He’s been experimenting with how much insane military history and detail and concepts you can pour into these young impressionable minds before they turn into mush… Then has gone even further to purposefully do that, to see how they respond to being completely yanked about, and train them to adapt to that… and then further train them to fight through the information overload.
In a lot of ways it seems inevitable that as tactical realities force more independence of action and individual judgement and decisions in warfare, that the tactics and skills of the soldier would converge on what Kojima already drew out of 2+ generations of young people now.
This would on it’s own make Kojima maybe one of the most important, if weird and rather siloed, military thinkers and theorists of the 21st century…
But where the real genius is, is he followed this chain of logic to it’s most horrifying conclusions.
Kojima not only anticipated the core role of individual intelligence, will, judgement, and independence of action on the future battlefield… he saw the nightmare it would become.
Part 6: 5th Generation Nightmares
Every Metal Gear Solid game… Every single one, is a secret horror story.
And yes it is always secret, and it is always a surprise… you wouldn’t think that’s possible to keep pulling that surprise twist… even babies eventually pick up on “Peakaboo”. But every time Kojima finds a new way to stick it to you that you weren’t suspecting…. And it probably isn’t even possible for you to suspect the concepts and the very types of horror each time, it is so different from every previous one… Attacking the main character and the player in ways no game before has and even other games haven’t tried to imitate…
With many of the later entries being contrasted with the more disturbing works of George Orwell or Extreme experimental Japanese horror movies.

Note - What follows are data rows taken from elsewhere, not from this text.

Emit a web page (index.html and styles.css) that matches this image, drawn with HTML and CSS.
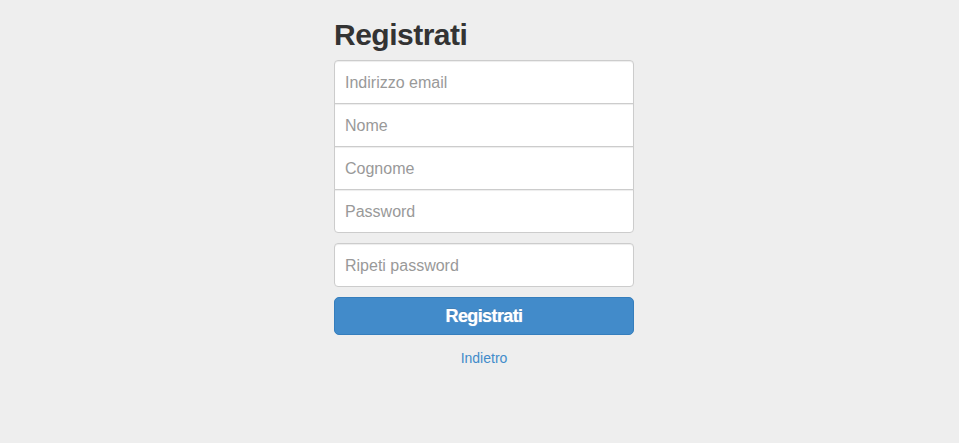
FILE: index.html
```html
<!DOCTYPE html>
<html lang="it">
<head>
<meta charset="utf-8">
<title>Registrati</title>
<link rel="stylesheet" href="styles.css">
</head>
<body>
<div class="page">
  <form class="form-signup">
    <h2 class="title">Registrati</h2>
    <div class="group">
      <input class="field field-first" type="email" placeholder="Indirizzo email">
      <input class="field field-mid" type="text" placeholder="Nome">
      <input class="field field-mid" type="text" placeholder="Cognome">
      <input class="field field-last" type="password" placeholder="Password">
    </div>
    <input class="field field-single" type="password" placeholder="Ripeti password">
    <button class="btn" type="button">Registrati</button>
    <a class="back" href="#">Indietro</a>
  </form>
</div>
</body>
</html>
```
FILE: styles.css
```css
html, body {
  margin: 0;
  padding: 0;
  background: #eeeeee;
  height: 100%;
}
body {
  font-family: "Liberation Sans", Arial, Helvetica, sans-serif;
  color: #333;
}
.page {
  display: flex;
  justify-content: center;
  padding-left: 9px;
  padding-top: 18px;
}
.form-signup {
  width: 300px;
  display: flex;
  flex-direction: column;
}
.title {
  margin: 0 0 9px 0;
  font-size: 30px;
  line-height: 33px;
  font-weight: bold;
  letter-spacing: -0.5px;
  color: #333;
}
.group {
  display: flex;
  flex-direction: column;
}
.field {
  box-sizing: border-box;
  width: 300px;
  height: 44px;
  padding: 11px 10px 9px;
  border: 1px solid #cccccc;
  background: #fff;
  font-family: "Liberation Sans", Arial, Helvetica, sans-serif;
  font-size: 16px;
  color: #555;
  outline: none;
  margin: 0;
  box-shadow: inset 0 1px 1px rgba(0,0,0,0.075);
}
.field::placeholder {
  color: #999999;
}
.field-first {
  border-radius: 4px 4px 0 0;
  margin-bottom: -1px;
}
.field-mid {
  border-radius: 0;
  margin-bottom: -1px;
}
.field-last {
  border-radius: 0 0 4px 4px;
}
.field-single {
  border-radius: 4px;
  margin-top: 10px;
}
.btn {
  margin-top: 10px;
  box-sizing: border-box;
  width: 300px;
  height: 38px;
  padding: 6px 12px;
  border: 1px solid #357ebd;
  border-radius: 5px;
  background: #428bca;
  color: #fff;
  font-family: "Liberation Sans", Arial, Helvetica, sans-serif;
  font-size: 18px;
  font-weight: bold;
  letter-spacing: -0.6px;
  line-height: 24px;
  text-shadow: 0 0 1px rgba(255,255,255,0.6), 0 -1px 0 rgba(0,0,0,0.15);
  cursor: pointer;
}
.back {
  margin-top: 13px;
  align-self: center;
  font-size: 14px;
  line-height: 20px;
  color: #428bca;
  text-decoration: none;
}
```
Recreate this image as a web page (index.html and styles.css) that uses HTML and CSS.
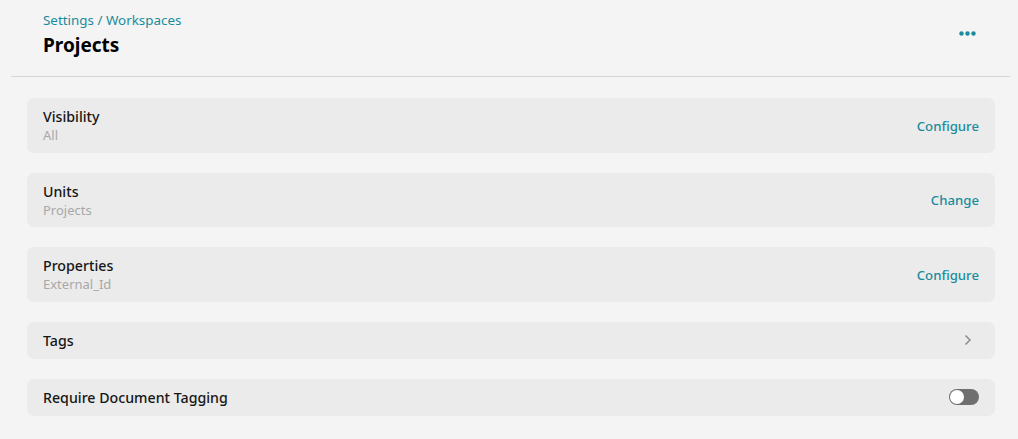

There are essays and deep dives on all the haunting and disturbing aspects of Metal Gear Solid… The twists of individual 5 minute codec calls from individual games have generated hours of video essays and debates and theorizing…. With each individual game being amongst the most interpreted and reinterpreted media pieces of the 21st century… Within internet video-essays if not academia.
If I were to try to explain even one of the simpler twists and turns and why it works so well, the thematic and political implications, this essay could very well balloon into a book.
But if there’s one thing that unifies all the horrors of the various Kojima twists and turns…. it is the Illusion of empowerment.
You are NOT the badass hypercompetent Special Forces super-soldier who can tear his way through a base of enemy forces with his wits, will, and brawn… You are instead a Gamer sitting in a chair going through pre-rendered, pre-scripted, pre-determined events… Decided on by someone else, and designed to trick you into that feeling of empowerment, so you will continue to act out the role assigned to you.
And the horror Kojima draws out of this is that your relation as a gamer to the unseen game developers you’ve never met who will determine what happens to you is the EXACT SAME as the relation between the soldier in the field and the unseen operational planners, senior leaders, and politicians who actually determine the ends, objectives and outcomes of your mission.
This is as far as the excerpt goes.